You know this famous image of the internet, with big networks with connections like neurons, all the colours, and so on? You take nodes by their geographical position, and connection by the quantity of flux between the nodes—you have no idea of the meaning. What we will be able to do is have a kind of map, where the nodes will be ideas and the connections will be computations and such. It makes sense.

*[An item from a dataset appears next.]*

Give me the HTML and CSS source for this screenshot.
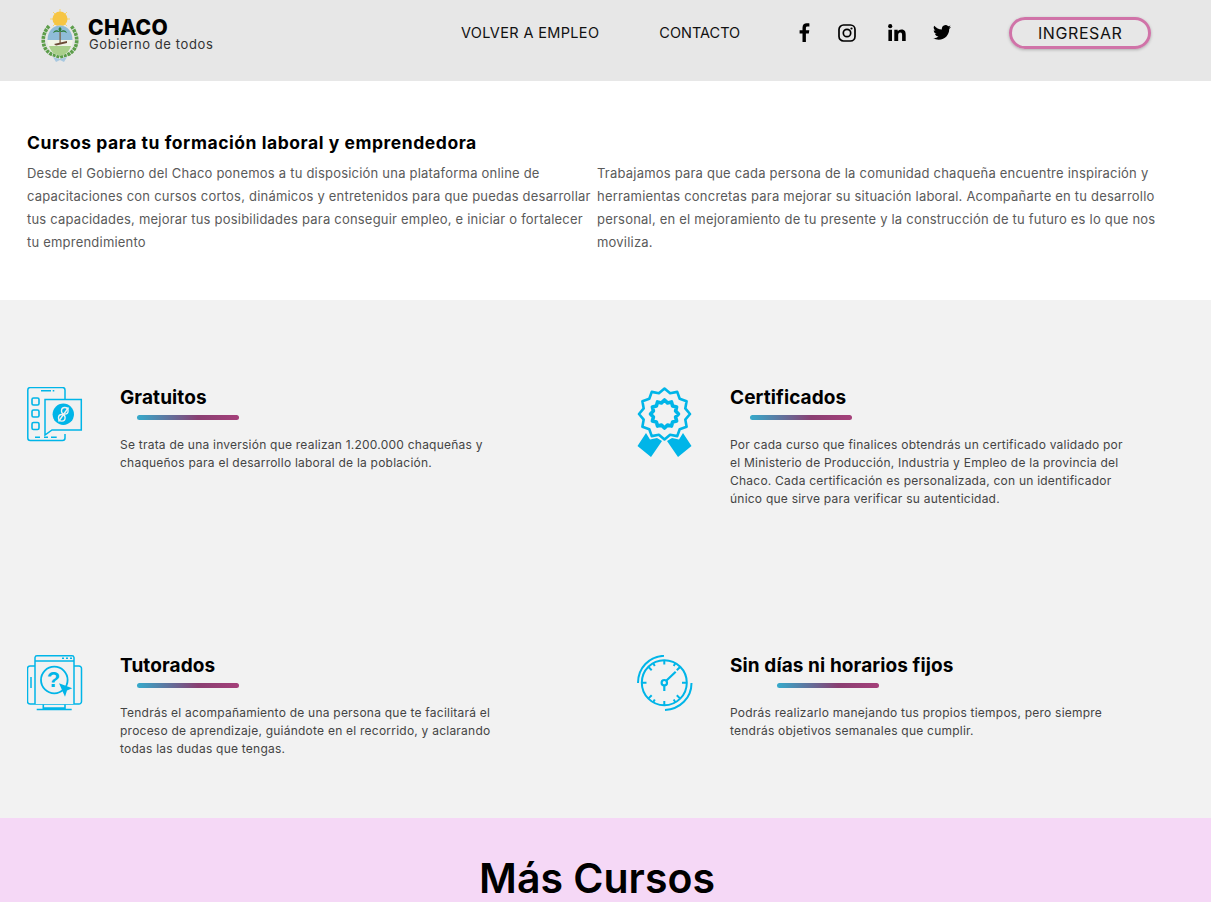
FILE: index.html
```html
<!DOCTYPE html>
<html lang="es">
<head>
<meta charset="utf-8">
<title>Chaco - Cursos</title>
<link rel="stylesheet" href="styles.css">
</head>
<body>
<header class="header">
  <a class="brand" href="#">
    <svg class="crest" width="38" height="58" viewBox="0 0 38 58">
      <g stroke="#f9d56a" stroke-width="1"><path d="M19 4V24M9 14H29M12 7L26 21M26 7L12 21"/></g>
      <circle cx="19" cy="14" r="7.500" fill="#f6c544"/>
      <path d="M8 21C0 30 0 43 10 49L19 52L28 49C38 43 38 30 30 21" fill="none" stroke="#5d9e4b" stroke-width="3.600" stroke-dasharray="3 .8"/>
      <ellipse cx="19" cy="35.500" rx="12.500" ry="15" fill="#f0f4e6"/>
      <path d="M6.500 35C6.500 26 12 20.500 19 20.500S31.500 26 31.500 35Z" fill="#8fbcd8"/>
      <path d="M8 41H30C28 47 24 50.500 19 50.500S10 47 8 41Z" fill="#a9cf8c"/>
      <path d="M18.500 38V27h1.200v11Z" fill="#7a5a3c"/>
      <path d="M19 27C16 24 13 25 12 28C15 26 17 27 19 27C21 27 23 26 26 28C25 25 22 24 19 27ZM19 27C17 25 17 23 19 22C21 23 21 25 19 27Z" fill="#2f7d3a"/>
      <path d="M13 39L26 36V38L15 40.500Z" fill="#6b4a36"/>
      <path d="M12 52L19 54L26 52L23 57L19 55L15 57Z" fill="#a8c8e0"/>
    </svg>
    <span class="brand-text">
      <strong class="brand-name">CHACO</strong>
      <span class="brand-sub">Gobierno de todos</span>
    </span>
  </a>
  <nav class="nav">
    <a class="nav-link" href="#">VOLVER A EMPLEO</a>
    <a class="nav-link nav-contacto" href="#">CONTACTO</a>
    <div class="social">
      <svg class="s-fb" width="12" height="19" viewBox="0 0 12 19"><path d="M3.500 19V10.500H.6V7.200h2.900V4.700C3.500 1.800 5.200.3 7.800.3c1.200 0 2.300.1 2.600.1v3H8.600C7.200 3.400 6.900 4.100 6.900 5.100v2.100h3.400l-.5 3.300H6.900V19Z" fill="#000"/></svg>
      <svg class="s-ig" width="18" height="18" viewBox="0 0 18 18"><rect x="1" y="1" width="16" height="16" rx="4.500" fill="none" stroke="#000" stroke-width="1.700"/><circle cx="9" cy="9" r="3.700" fill="none" stroke="#000" stroke-width="1.700"/><circle cx="13.500" cy="4.500" r="1.100" fill="#000"/></svg>
      <svg class="s-in" width="18" height="17" viewBox="0 0 18 17"><circle cx="2.200" cy="2.200" r="2.100" fill="#000"/><path d="M.4 5.700h3.600V17H.4ZM6.300 5.700h3.400v1.600c.6-1 1.900-1.900 3.700-1.900 3.600 0 4.300 2.300 4.300 5.400V17h-3.600v-5.500c0-1.300 0-3-1.800-3s-2.100 1.400-2.100 2.900V17H6.300Z" fill="#000"/></svg>
      <svg class="s-tw" width="18" height="15" viewBox="0 0 18 15"><path d="M18 1.800c-.7.300-1.400.5-2.100.6.800-.5 1.300-1.200 1.600-2-.7.400-1.500.7-2.300.9A3.700 3.700 0 0 0 8.900 4.600 10.500 10.500 0 0 1 1.300.7a3.700 3.700 0 0 0 1.100 4.900c-.6 0-1.200-.2-1.700-.4 0 1.800 1.300 3.300 3 3.700-.5.100-1.100.2-1.700.1.500 1.500 1.800 2.500 3.500 2.600A7.400 7.400 0 0 1 0 13.100 10.500 10.500 0 0 0 5.700 14.800c6.800 0 10.700-5.800 10.500-10.900.7-.5 1.300-1.200 1.800-2.100Z" fill="#000"/></svg>
    </div>
    <a class="login" href="#">INGRESAR</a>
  </nav>
</header>

<section class="intro">
  <h2 class="intro-title">Cursos para tu formación laboral y emprendedora</h2>
  <div class="intro-cols">
    <p class="intro-text">Desde el Gobierno del Chaco ponemos a tu disposición una plataforma online de<br>capacitaciones con cursos cortos, dinámicos y entretenidos para que puedas desarrollar<br>tus capacidades, mejorar tus posibilidades para conseguir empleo, e iniciar o fortalecer<br>tu emprendimiento</p>
    <p class="intro-text">Trabajamos para que cada persona de la comunidad chaqueña encuentre inspiración y<br>herramientas concretas para mejorar su situación laboral. Acompañarte en tu desarrollo<br>personal, en el mejoramiento de tu presente y la construcción de tu futuro es lo que nos<br>moviliza.</p>
  </div>
</section>

<section class="features">
  <article class="feature">
    <svg class="icon" width="56" height="56" viewBox="0 0 56 56" fill="none" stroke="#00b5e8" stroke-width="1.500">
      <path d="M38 12V3a2.500 2.500 0 0 0-2.500-2.500H3A2.500 2.500 0 0 0 .8 3V51a2.500 2.500 0 0 0 2.500 2.500H35.500A2.500 2.500 0 0 0 38 51V47"/>
      <path d="M14 3.700h10M25.700 3.700h1.600M8 50.300h5M17 50.300h4M24 50.300h5.700" stroke-width="1.600"/>
      <rect x="5" y="11" width="7" height="7" rx="1.500" stroke-width="1.600"/>
      <rect x="5" y="23" width="7" height="7" rx="1.500" stroke-width="1.600"/>
      <rect x="5" y="35.500" width="7" height="7" rx="1.500" stroke-width="1.600"/>
      <path d="M18 12.500H54.300V43H25L18 48Z" fill="#f1f1f1"/>
      <circle cx="36.300" cy="27.300" r="10.700" fill="#00b5e8" stroke="none"/>
      <g stroke="#f1f1f1" stroke-width="1.400"><circle cx="37.800" cy="23.800" r="3.300"/><circle cx="34.800" cy="30.800" r="3.300"/><path d="M41.500 20.500L31.500 34.500"/></g>
    </svg>
    <div class="feature-body">
      <h3 class="feature-title">Gratuitos</h3>
      <div class="bar"></div>
      <p class="feature-text">Se trata de una inversión que realizan 1.200.000 chaqueñas y<br>chaqueños para el desarrollo laboral de la población.</p>
    </div>
  </article>
  <article class="feature feature-cert">
    <svg class="icon" width="56" height="72" viewBox="0 0 56 72" fill="none" stroke="#00b5e8" stroke-linejoin="round">
      <polygon stroke-width="2.600" points="53,27 48.300,32.600 49.600,39.750 42.700,42.200 40.250,49.100 33.100,47.800 27.500,52.500 21.900,47.800 14.750,49.100 12.300,42.200 5.400,39.750 6.700,32.600 2,27 6.700,21.400 5.400,14.250 12.300,11.800 14.750,4.900 21.900,6.200 27.500,1.500 33.100,6.200 40.250,4.900 42.700,11.800 49.600,14.250 48.300,21.400"/>
      <polygon stroke-width="3.600" points="41.500,27 38.600,30 39.600,34 35.600,35.100 34.500,39.100 30.500,38.100 27.500,41 24.500,38.100 20.500,39.100 19.400,35.100 15.400,34 16.400,30 13.500,27 16.400,24 15.400,20 19.400,18.900 20.500,14.900 24.500,15.900 27.500,13 30.500,15.900 34.500,14.900 35.600,18.900 39.600,20 38.600,24"/>
      <path d="M9 46L13 52.500L20 51L25 54L14 70L0.500 59ZM46 46L42 52.500L35 51L30 54L41 70L54.500 59Z" fill="#00b5e8" stroke="none"/>
    </svg>
    <div class="feature-body">
      <h3 class="feature-title">Certificados</h3>
      <div class="bar"></div>
      <p class="feature-text">Por cada curso que finalices obtendrás un certificado validado por<br>el Ministerio de Producción, Industria y Empleo de la provincia del<br>Chaco. Cada certificación es personalizada, con un identificador<br>único que sirve para verificar su autenticidad.</p>
    </div>
  </article>
  <article class="feature">
    <svg class="icon" width="56" height="56" viewBox="0 0 56 56" fill="none" stroke="#00b5e8" stroke-width="1.500">
      <path d="M8 11H3a2.500 2.500 0 0 0-2.500 2.500V46.500A2.500 2.500 0 0 0 3 49H52A2.500 2.500 0 0 0 54.500 46.500V13.500A2.500 2.500 0 0 0 52 11H47"/>
      <path d="M8 49V2.500A2 2 0 0 1 10 .8H45A2 2 0 0 1 47 2.500V49" fill="#f1f1f1"/>
      <path d="M8 6H47M4 22v11"/>
      <path d="M35 3.300h2M39 3.300h2M43 3.300h2" stroke-width="1.500"/>
      <path d="M16.300 49.500v3.500H38V49.500M9.700 54.500H44.700" stroke-width="1.600"/>
      <circle cx="27.300" cy="25" r="13.300" stroke-width="1.800"/>
      <text class="q" x="26.500" y="32" text-anchor="middle">?</text>
      <path d="M32 28.300L45.300 33.300L40 35.500L38 41.700Z" fill="#00b5e8" stroke="none"/>
    </svg>
    <div class="feature-body">
      <h3 class="feature-title">Tutorados</h3>
      <div class="bar"></div>
      <p class="feature-text">Tendrás el acompañamiento de una persona que te facilitará el<br>proceso de aprendizaje, guiándote en el recorrido, y aclarando<br>todas las dudas que tengas.</p>
    </div>
  </article>
  <article class="feature feature-wide">
    <svg class="icon" width="56" height="56" viewBox="0 0 56 56" fill="none" stroke="#00b5e8" stroke-width="2">
      <circle cx="27.300" cy="27.700" r="22.500"/>
      <path d="M1 28C1 13 12 1.500 27 .8"/>
      <path d="M54.500 28C54.500 43 43 54.200 28 55"/>
      <path d="M27.300 5v4.500M27.300 46v4.500M5 27.700h4.500M45 27.700h4.500M11.500 12l3.200 3.200M43 12l-3.200 3.200M11.500 43.400l3.200-3.200M43 43.400l-3.200-3.200M16 8l1.800 3M38.500 8l-1.800 3M16 47.400l1.800-3M38.500 47.400l-1.800-3"/>
      <circle cx="27.300" cy="27.700" r="2.700" stroke-width="2.200"/>
      <path d="M29.500 25.500L38.700 16.700M27.300 30.500V36" stroke-width="2.200"/>
    </svg>
    <div class="feature-body">
      <h3 class="feature-title">Sin días ni horarios fijos</h3>
      <div class="bar"></div>
      <p class="feature-text">Podrás realizarlo manejando tus propios tiempos, pero siempre<br>tendrás objetivos semanales que cumplir.</p>
    </div>
  </article>
</section>

<section class="more">
  <h2 class="more-title">Más Cursos</h2>
</section>
</body>
</html>
```

FILE: styles.css
```css
* { box-sizing: border-box; }
html, body { margin: 0; padding: 0; overflow: hidden; height: 902px; }
body { font-family: Inter, "Open Sans", "Liberation Sans", sans-serif; color: #000; background: #fff; }
a { color: inherit; text-decoration: none; }
h2, h3, p { margin: 0; }

.header { height: 81px; background: #e7e7e7; display: flex; align-items: flex-start; padding-left: 41px; }
.brand { display: flex; align-items: flex-start; margin-top: 5px; flex: none; width: 172px; }
.crest { display: block; flex: none; }
.brand-text { display: flex; flex-direction: column; margin-left: 9px; margin-top: 12px; white-space: nowrap; }
.brand-name { font-size: 21px; line-height: 21px; font-weight: 800; letter-spacing: .35px; }
.brand-sub { font-size: 13px; line-height: 13px; color: #333; margin-left: 1px; letter-spacing: .6px; }

.nav { display: flex; align-items: center; margin-left: 248px; height: 65px; }
.nav-link { font-size: 14.500px; letter-spacing: .35px; color: #111; white-space: nowrap; }
.nav-contacto { margin-left: 60px; letter-spacing: 0; }
.social { display: flex; align-items: center; margin-left: 59px; }
.s-ig { margin-left: 27px; }
.s-in { margin-left: 32px; }
.s-tw { margin-left: 27px; }
.login {
  margin-left: 58px; width: 142px; height: 32px; border: 3px solid #d073a8; border-radius: 16px;
  display: flex; align-items: center; justify-content: center; font-size: 16px; letter-spacing: .6px; color: #111;
  box-shadow: 0 1px 3px rgba(0,0,0,.25);
}

.intro { height: 219px; background: #fff; padding: 51px 0 0 27px; }
.intro-title { font-size: 17.500px; line-height: 21px; font-weight: 700; letter-spacing: .55px; }
.intro-cols { display: grid; grid-template-columns: 570px 570px; margin-top: 9px; }
.intro-text { font-size: 13px; line-height: 23px; color: #5a5a5a; white-space: nowrap; letter-spacing: .21px; }

.features {
  height: 518px; background: #f2f2f2; padding: 85px 0 0 27px;
  display: grid; grid-template-columns: 610px 574px; grid-template-rows: 268px 165px; align-content: start;
}
.feature { display: flex; align-items: flex-start; }
.icon { flex: none; display: block; margin-top: 2px; }
.feature-body { margin-left: 37px; }
.feature-title { font-size: 19px; line-height: 24px; font-weight: 700; letter-spacing: .1px; padding-top: 1px; height: 25px; }
.bar { width: 102px; height: 5px; margin: 5px 0 0 17px; border-radius: 3px; background: linear-gradient(90deg, #35aacb 0%, #8a3f72 60%, #a5407a 100%); }
.feature-cert .bar { margin-left: 20px; }
.feature-wide .bar { margin-left: 47px; }
.feature-text { font-size: 12px; line-height: 18px; color: #444; margin-top: 16px; white-space: nowrap; letter-spacing: .23px; }
.q { font-family: "Liberation Sans", sans-serif; font-weight: 700; font-size: 22px; fill: #00b5e8; stroke: none; }

.more { height: 84px; background: #f5d8f6; padding: 36px 17px 0 0; text-align: center; }
.more-title { font-size: 41px; line-height: 48px; font-weight: 600; color: #000; }
```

Many people confuse computation with quantity. That's not true. Computation can be about quality, even mathematics can be about quality. If we are able to mathematize structural relations, we may be able to compute semantic relations. But, we need the right code.

Image: Flickr/brewbooks

I just have one more question. You're theorizing a way of organizing information that would appear to fundamentally alter how information on the internet is collected and indexed. That would allow whoever operates this system to gain unprecedented insight, at the level of meaning, to data on the internet. Do you think there's a political dimension to this?
Yes, of course. Currently, the power of analyzing big data is in the hands of these powerful entities, like multinationals—I don't know, Google, Facebook…

NSA, GCHQ…
And so on. Okay? Big governments and big business. They are mainly the people who use these big data algorithms, and it gives them less insight than they are trying to pretend, in fact. I know what is behind it: statistics, basically. Statistics can give you information, but not so much, really.

At the political level, my idea is to empower people; exactly the kind of idea from the activists in Silicon Valley in the 1970s who wanted to give computers to everybody. And they did it! Everybody has computing power. The power to analyze and makes sense of these huge quantities of data should be in the hands of everybody. This is one of the main ideas.

How to do it? There are basically two main tools. First, the language itself, and two, the software that implements the language, which should be open and free. It would be published under the GPL license version three [a prominent free software license]. And, as Richard Stallman told me, by making every move that we do with IEML transparent.

Not everybody will be able to contribute to the dictionary of IEML because you need specialized knowledge—linguistic skills, mathematical skills, and so on—everything that happens at this level will be completely transparent, nothing hidden. And the creation of new tags and so on will be completely open to everybody. Of course, and even more, the application of these semantic tags to data is, by definition, completely free and open.

I do not know what I can do, more than this. You cannot force people to be free, but you can give them all the tools. That is the maximum that I can do.